The game usually began by a taunt: “Watch out, you Breadnigger, We’re goin’ to git you.”

“Ain’t no Breadnigger!”

“Yeah, you are. Your Daddy voted for Mrs. Roosevelt, and she’s a nigger lover.”

“That don’t make me no nigger lover!”

“It does, and you ain’t nothin’ but a Breadnigger!”

I, for one, didn’t know what the term really meant, but I didn’t like the sound of it. Neither did Junior or Paul Wellborn, Aunt Clemmie’s sons. “You stop callin’ us Breadniggers!” we shouted.

“Nothin’ but a Breadnigger,” they shot back. Shouts turned to blows or intended blows, and then the chase began, we Democrats becoming the foxes, the Republican the hounds.

When they caught us they returned many blows for the ones we’d landed or tried to land, and they kicked us. A few times, as I left the school ground for home, some of them threw rocks at me. “Git on home, you Breadnigger; you ain’t nothin’ but a Breadnigger!”

One day when the game had turned uglier than usual and the Republicans were kicking us and screaming “Breadnigger,” an older student, Max Hardin, the son of another Yellow Dog Democrat, saw and heard what was going on.

He came over and broke us up. “What’s goin’ on here?” he asked.

“Jus’ a little game of Fox and Hounds,” said one of the Republicans.

“Ain’t neither,” they’re kickin’ us because we’re Democrats.”

“We don’t like no Breadniggers, one of them said. “They’re all nigger lovers like Mrs. Roosevelt.”

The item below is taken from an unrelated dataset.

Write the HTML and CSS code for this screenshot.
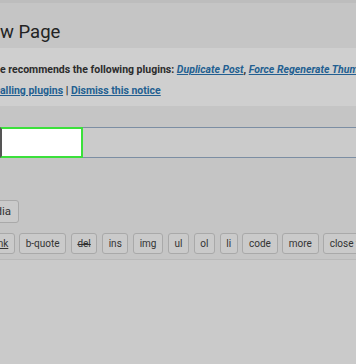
FILE: index.html
```html
<!DOCTYPE html>
<html lang="en">
<head>
  <meta charset="UTF-8">
  <meta name="viewport" content="width=device-width, initial-scale=1.0">
  <title>Add New Page</title>
  <link rel="stylesheet" href="styles.css">
</head>
<body>
  <div class="topline"></div>
  <div class="wrap">
    <h1 class="page-title">w Page</h1>

    <div class="notice">
      <p>e recommends the following plugins: <a href="#"><em>Duplicate Post</em></a>, <a href="#"><em>Force Regenerate Thumbnails</em></a></p>
      <p><a href="#">alling plugins</a> | <a href="#">Dismiss this notice</a></p>
    </div>

    <div class="title-row">
      <div class="title-input"></div>
      <div class="title-rest"></div>
    </div>

    <div class="media-row">
      <button class="btn media">Add Media</button>
    </div>

    <div class="toolbar">
      <div class="toolbar-start">
        <button class="btn link">link</button>
      </div>
      <button class="btn">b-quote</button>
      <button class="btn del">del</button>
      <button class="btn">ins</button>
      <button class="btn">img</button>
      <button class="btn">ul</button>
      <button class="btn">ol</button>
      <button class="btn">li</button>
      <button class="btn">code</button>
      <button class="btn">more</button>
      <button class="btn">close tags</button>
    </div>

    <div class="editor"></div>
  </div>
</body>
</html>
```

FILE: styles.css
```css
html, body { margin: 0; padding: 0; }
body { background: #c5c5c5; font-family: Roboto, "Noto Sans", sans-serif; color: #2c2c2c; overflow: hidden; height: 364px; }

.topline { height: 3px; background: #bdbdbd; }

.wrap { width: 420px; }

.page-title { margin: 0; padding: 18px 0 0 0; height: 27px; font-size: 18.5px; font-weight: 400; line-height: 22px; color: #232323; }

.notice { height: 58px; background: #cfcfcf; box-sizing: border-box; padding: 11px 0 0 0; }
.notice p { margin: 0; font-size: 10.5px; font-weight: 700; line-height: 21px; white-space: nowrap; }
.notice a { color: #235f91; }

.title-row { display: flex; margin-top: 21px; height: 31px; }
.title-input { width: 79px; background: #fff; border: 2px solid #3be03b; border-left-color: #555; }
.title-rest { flex: 1; background: #cbcbcb; border-top: 1px solid #7c8ea3; border-bottom: 1px solid #7c8ea3; }

.media-row { display: flex; justify-content: flex-end; width: 19px; margin-top: 42px; height: 23px; }

.btn { font-family: Roboto, "Noto Sans", sans-serif; font-size: 10px; color: #333; background: #cacaca; border: 1px solid #a9a9a9; border-radius: 3px; padding: 0 5.7px; height: 21px; line-height: 19px; box-sizing: border-box; flex: none; }
.media { font-size: 11.5px; height: 23px; line-height: 21px; padding: 0 7px; }

.toolbar { display: flex; gap: 4.5px; margin-top: 10px; padding-bottom: 5px; border-bottom: 1px solid #b9b9b9; }
.toolbar-start { display: flex; justify-content: flex-end; width: 15px; margin-right: -0.5px; flex: none; }
.toolbar .link { text-decoration: underline; }
.toolbar .del { text-decoration: line-through; }

.editor { height: 110px; background: #cacaca; }
```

“You leave them boys alone,” said Max, “or I’m goin’ to whip ever’ las’ one of you, you hear? I’m goin’ to keep an eye on you and if you start somethin’ like this agin, I’ll whip you for sure.”

His threat worked. The chase of Fox and Hounds returned to what it was before being politicized, but the term “Breadnigger” persisted as long as I remained a student at Deep Gap Elementary. When I went on to the eighth grade in Boone, I never heard the word spoken again. I don’t know whether the word ever found its way into a dictionary.

Mountain Talk

In the isloated “hollers” of the Great Blue Ridge, an older form of English was spoken in the 1930s and 40s.

In the isloated “hollers” of the Great Blue Ridge, an older form of English was spoken in the 1930s and 40s.

If the term was a creation of some kid at Deep Gap Elementary, it stood among rare company, especially if it made its way into the vocabulary of children from far back on Wildcat Road or from down in Elk or Triplett. Here were located isolated families, whose speech more nearly matched that of 18th– rather than 20th-century speakers. Those of us who’d grown up in families living close to US 421 had heard our grandparents or great grandparents use some old-fashioned words and phrases,

but we were surprised to hear our contemporaries express themselves in some of the following ways:

“I mought’ve holped ‘im if he hadda axed me. Atter all, I holped him pick beans las’ year and was a-willin’ to do hit agin.”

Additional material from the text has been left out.